Paul Unwin

Personal information
- Full name: Paul David Unwin
- Born: 9 June 1967 (age 59) Waipawa, Hawke's Bay, New Zealand
- Batting: Right-handed
- Bowling: Right-arm off-break

Domestic team information
- 1986/87–1992/93: Central Districts
- 1989: Somerset
- 1993/94: Canterbury

Career statistics
| Competition | First-class | List A |
| Matches | 34 | 24 |
| Runs scored | 358 | 154 |
| Batting average | 13.76 | 17.11 |
| 100s/50s | 0/0 | 0/0 |
| Top score | 38 | 25* |
| Balls bowled | 5,416 | 678 |
| Wickets | 65 | 19 |
| Bowling average | 43.73 | 24.15 |
| 5 wickets in innings | 1 | 0 |
| 10 wickets in match | 1 | 0 |
| Best bowling | 6/42 | 3/16 |
| Catches/stumpings | 32/– | 11/– |
- Source: CricketArchive, 22 December 2015

= Paul Unwin (cricketer) =

New Zealand cricketer (born 1967)

Paul David Unwin (born 9 June 1967) is a New Zealand former first-class cricketer who played for Central Districts and Canterbury in New Zealand and for one season for Somerset in England. He was born at Waipawa, Hawke's Bay.

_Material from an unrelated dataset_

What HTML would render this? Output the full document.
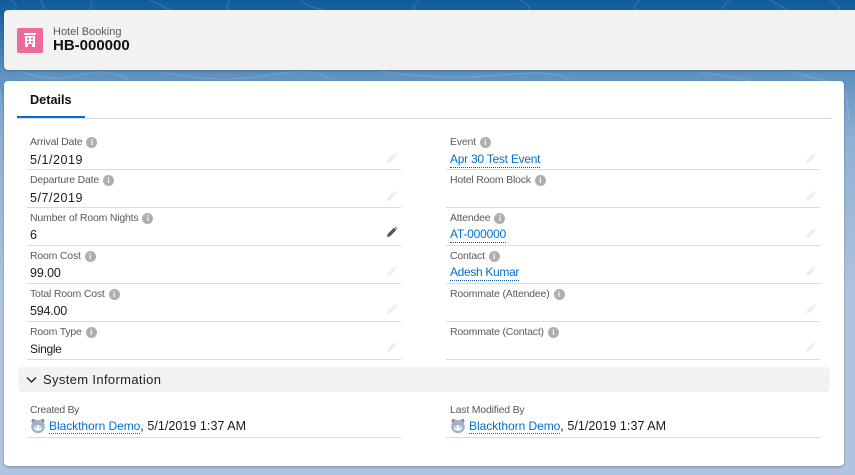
<!DOCTYPE html>
<html><head><meta charset="utf-8"><style>
html,body{margin:0;padding:0}
body{width:855px;height:475px;overflow:hidden;position:relative;font-family:"Liberation Sans",sans-serif;background:linear-gradient(180deg,#115a9b 0,#1b639f 12px,#5f92c2 75px,#8fb0d4 140px,#b0c4df 300px,#b0c4df 475px)}
.a{position:absolute;white-space:nowrap}
.l{font-size:10.5px;color:#5a5a5a;line-height:14px;letter-spacing:-.2px}
.v{font-size:12.5px;color:#1a1a1a;line-height:16px}
.k{color:#0070d2;border-bottom:1px dotted #0b5cab;line-height:14px;display:inline-block;font-size:12px}
.u{position:relative;top:-1px;padding-bottom:1px}
.i{display:inline-block;width:11px;height:11px;border-radius:50%;background:#b0adab;color:#fff;font-size:8px;font-weight:bold;line-height:11px;text-align:center;margin-left:4px;vertical-align:0;letter-spacing:0}
.d{position:absolute;height:1px;background:#dddbda;width:374px}
.p{position:absolute;width:12px;height:12px}
</style></head><body>
<svg class="a" style="left:0;top:0" width="855" height="120" fill="none" stroke="#fff" stroke-opacity=".16"><path d="M10 0q10 6 4 10M40 0q6 6 2 10M90 0q4 6 0 10M150 0q10 5 20 10M230 0q-6 6 0 10M300 0q10 8 24 10M420 0q-10 6-4 10M520 0q12 6 8 10M640 0q-8 5-4 10M730 0q-8 5-8 10M770 0q10 5 16 10M830 0q8 5 10 10"/><path d="M20 71q30 12 60 4t50 6M160 72q60 12 110 3t60 6M380 71q60 10 120 4t70 6M700 72q40 6 50 9M790 71q30 10 40 10"/><path d="M845 90q8 40 2 80M850 120q3 60-2 120"/><path d="M0 90q3 30 2 60"/></svg>
<div class="a" style="left:4px;top:10px;width:851px;height:60px;background:#f3f2f2;border-radius:4px 0 0 4px;box-shadow:0 1px 2px rgba(0,0,0,.25)"></div>
<div class="a" style="left:17px;top:28px;width:26px;height:25px;background:#ee6a9b;border-radius:2px"></div>
<svg class="a" style="left:17px;top:28px" width="26" height="25"><rect x="7" y="5" width="12" height="2" fill="#fff"/><path d="M8 8h10v11h-3v-3h-4v3H8z" fill="#fff"/><path d="M10 9.500h2v2h-2zM14 9.500h2v2h-2zM10 13h2v2h-2zM14 13h2v2h-2z" fill="#ee6a9b"/></svg>
<div class="a" style="left:53px;top:25px;font-size:11px;line-height:14px;color:#5a5a5a">Hotel Booking</div>
<div class="a" style="left:53px;top:37px;font-size:15px;line-height:18px;font-weight:bold;color:#111">HB-000000</div>

<div class="a" style="left:4px;top:81px;width:840px;height:385px;background:#fff;border-radius:4px;box-shadow:0 1px 2px rgba(0,0,0,.3)"></div>
<div class="a" style="left:30px;top:92px;font-size:12.700px;line-height:16px;font-weight:bold;color:#111">Details</div>
<div class="d" style="left:17px;top:118px;width:814px"></div>
<div class="a" style="left:17px;top:116px;width:68px;height:2px;background:#0070d2"></div>

<div class="a l" style="left:30px;top:135px">Arrival Date<span class="i">i</span></div>
<div class="a v" style="left:30px;top:152px;letter-spacing:.55px">5/1/2019</div><div class="d" style="left:27px;top:169px"></div>
<div class="a l" style="left:30px;top:173px">Departure Date<span class="i">i</span></div>
<div class="a v" style="left:30px;top:190px;letter-spacing:.55px">5/7/2019</div><div class="d" style="left:27px;top:207px"></div>
<div class="a l" style="left:30px;top:211px">Number of Room Nights<span class="i">i</span></div>
<div class="a v" style="left:30px;top:227px">6</div><div class="d" style="left:27px;top:245px"></div>
<div class="a l" style="left:30px;top:249px">Room Cost<span class="i">i</span></div>
<div class="a v" style="left:30px;top:265px;letter-spacing:-.1px">99.00</div><div class="d" style="left:27px;top:283px"></div>
<div class="a l" style="left:30px;top:287px">Total Room Cost<span class="i">i</span></div>
<div class="a v" style="left:30px;top:303px;letter-spacing:-.2px">594.00</div><div class="d" style="left:27px;top:321px"></div>
<div class="a l" style="left:30px;top:325px">Room Type<span class="i">i</span></div>
<div class="a v" style="left:30px;top:341px;font-size:12px;letter-spacing:-.3px">Single</div><div class="d" style="left:27px;top:359px"></div>

<div class="a l" style="left:450px;top:135px">Event<span class="i">i</span></div>
<div class="a v" style="left:450px;top:152px"><span class="k u" style="letter-spacing:-.25px">Apr 30 Test Event</span></div><div class="d" style="left:446px;top:169px"></div>
<div class="a l" style="left:450px;top:173px">Hotel Room Block<span class="i">i</span></div>
<div class="d" style="left:446px;top:207px"></div>
<div class="a l" style="left:450px;top:211px">Attendee<span class="i">i</span></div>
<div class="a v" style="left:450px;top:227px"><span class="k u" style="letter-spacing:-.2px">AT-000000</span></div><div class="d" style="left:446px;top:245px"></div>
<div class="a l" style="left:450px;top:249px">Contact<span class="i">i</span></div>
<div class="a v" style="left:450px;top:265px"><span class="k u" style="letter-spacing:-.33px">Adesh Kumar</span></div><div class="d" style="left:446px;top:283px"></div>
<div class="a l" style="left:450px;top:287px">Roommate (Attendee)<span class="i">i</span></div>
<div class="d" style="left:446px;top:321px"></div>
<div class="a l" style="left:450px;top:325px">Roommate (Contact)<span class="i">i</span></div>
<div class="d" style="left:446px;top:359px"></div>

<svg class="p" style="left:386px;top:152px" viewBox="0 0 12 12"><path d="M1 11l.6-3L8 1.600l2.400 2.400L4 10.400zM8.800 1l.7-.5 2 2-.5.700z" fill="#eeeeee"/></svg>
<svg class="p" style="left:386px;top:190px" viewBox="0 0 12 12"><path d="M1 11l.6-3L8 1.600l2.400 2.400L4 10.400zM8.800 1l.7-.5 2 2-.5.700z" fill="#eeeeee"/></svg>
<svg class="p" style="left:386px;top:226px" viewBox="0 0 12 12"><path d="M1 11l.6-3L8 1.600l2.400 2.400L4 10.400zM8.800 1l.7-.5 2 2-.5.700z" fill="#555"/></svg>
<svg class="p" style="left:386px;top:265px" viewBox="0 0 12 12"><path d="M1 11l.6-3L8 1.600l2.400 2.400L4 10.400zM8.800 1l.7-.5 2 2-.5.700z" fill="#eeeeee"/></svg>
<svg class="p" style="left:386px;top:303px" viewBox="0 0 12 12"><path d="M1 11l.6-3L8 1.600l2.400 2.400L4 10.400zM8.800 1l.7-.5 2 2-.5.700z" fill="#eeeeee"/></svg>
<svg class="p" style="left:386px;top:341px" viewBox="0 0 12 12"><path d="M1 11l.6-3L8 1.600l2.400 2.400L4 10.400zM8.800 1l.7-.5 2 2-.5.700z" fill="#eeeeee"/></svg>
<svg class="p" style="left:805px;top:152px" viewBox="0 0 12 12"><path d="M1 11l.6-3L8 1.600l2.400 2.400L4 10.400zM8.800 1l.7-.5 2 2-.5.700z" fill="#eeeeee"/></svg>
<svg class="p" style="left:805px;top:190px" viewBox="0 0 12 12"><path d="M1 11l.6-3L8 1.600l2.400 2.400L4 10.400zM8.800 1l.7-.5 2 2-.5.700z" fill="#eeeeee"/></svg>
<svg class="p" style="left:805px;top:227px" viewBox="0 0 12 12"><path d="M1 11l.6-3L8 1.600l2.400 2.400L4 10.400zM8.800 1l.7-.5 2 2-.5.700z" fill="#eeeeee"/></svg>
<svg class="p" style="left:805px;top:265px" viewBox="0 0 12 12"><path d="M1 11l.6-3L8 1.600l2.400 2.400L4 10.400zM8.800 1l.7-.5 2 2-.5.700z" fill="#eeeeee"/></svg>
<svg class="p" style="left:805px;top:303px" viewBox="0 0 12 12"><path d="M1 11l.6-3L8 1.600l2.400 2.400L4 10.400zM8.800 1l.7-.5 2 2-.5.700z" fill="#eeeeee"/></svg>
<svg class="p" style="left:805px;top:341px" viewBox="0 0 12 12"><path d="M1 11l.6-3L8 1.600l2.400 2.400L4 10.400zM8.800 1l.7-.5 2 2-.5.700z" fill="#eeeeee"/></svg>

<div class="a" style="left:18px;top:367px;width:812px;height:25px;background:#f3f2f2;border-radius:4px"></div>
<svg class="a" style="left:26px;top:375px" width="11" height="10"><path d="M1 2.500l4.500 4.500L10 2.500" fill="none" stroke="#222" stroke-width="1.400"/></svg>
<div class="a" style="left:43px;top:371px;font-size:13px;line-height:17px;color:#222;letter-spacing:.35px">System Information</div>

<div class="a l" style="left:30px;top:403px;letter-spacing:-.35px">Created By</div>
<svg class="a" style="left:30px;top:418px" width="16" height="16"><circle cx="3.500" cy="3" r="2" fill="#7f90a8"/><circle cx="12.500" cy="3" r="2" fill="#7f90a8"/><circle cx="8" cy="8.500" r="6.800" fill="#a3b2c6"/><ellipse cx="8" cy="10" rx="4" ry="2.600" fill="#fff"/><circle cx="6" cy="9.500" r=".7" fill="#66788f"/><circle cx="10" cy="9.500" r=".7" fill="#66788f"/></svg>
<div class="a v" style="left:49px;top:418px"><span class="k" style="letter-spacing:-.05px">Blackthorn Demo</span><span style="letter-spacing:.05px">, 5/1/2019 1:37 AM</span></div>
<div class="d" style="left:27px;top:437px"></div>
<div class="a l" style="left:450px;top:403px">Last Modified By</div>
<svg class="a" style="left:450px;top:418px" width="16" height="16"><circle cx="3.500" cy="3" r="2" fill="#7f90a8"/><circle cx="12.500" cy="3" r="2" fill="#7f90a8"/><circle cx="8" cy="8.500" r="6.800" fill="#a3b2c6"/><ellipse cx="8" cy="10" rx="4" ry="2.600" fill="#fff"/><circle cx="6" cy="9.500" r=".7" fill="#66788f"/><circle cx="10" cy="9.500" r=".7" fill="#66788f"/></svg>
<div class="a v" style="left:469px;top:418px"><span class="k" style="letter-spacing:-.05px">Blackthorn Demo</span><span style="letter-spacing:.05px">, 5/1/2019 1:37 AM</span></div>
<div class="d" style="left:446px;top:437px"></div>
</body></html>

A right-arm off-spin bowler and a right-handed lower order batsman, Unwin played first-class and List A cricket for Central Districts regularly from the 1986–87 season to 1989–90, reappeared for the side in 1992–93 and then had a single season with Canterbury in 1993–94. His outstanding match was the game between Central Districts and Otago at Palmerston North in 1988–89, when he took six Otago wickets for 42 runs in the first innings and followed that up with four more in the second to finish with match figures of 10 for 152. In no other innings did Unwin take five wickets and his highest score as a batsman was just 38.

Unwin appeared once for Somerset in the tour match against the Australians in 1989: he took five wickets in the match. According to Wisden Cricketers' Almanack, Unwin was on an "exchange" between Central Districts and Somerset. He played eight matches for Somerset's second team in the Second Eleven Championship and took 32 wickets in them.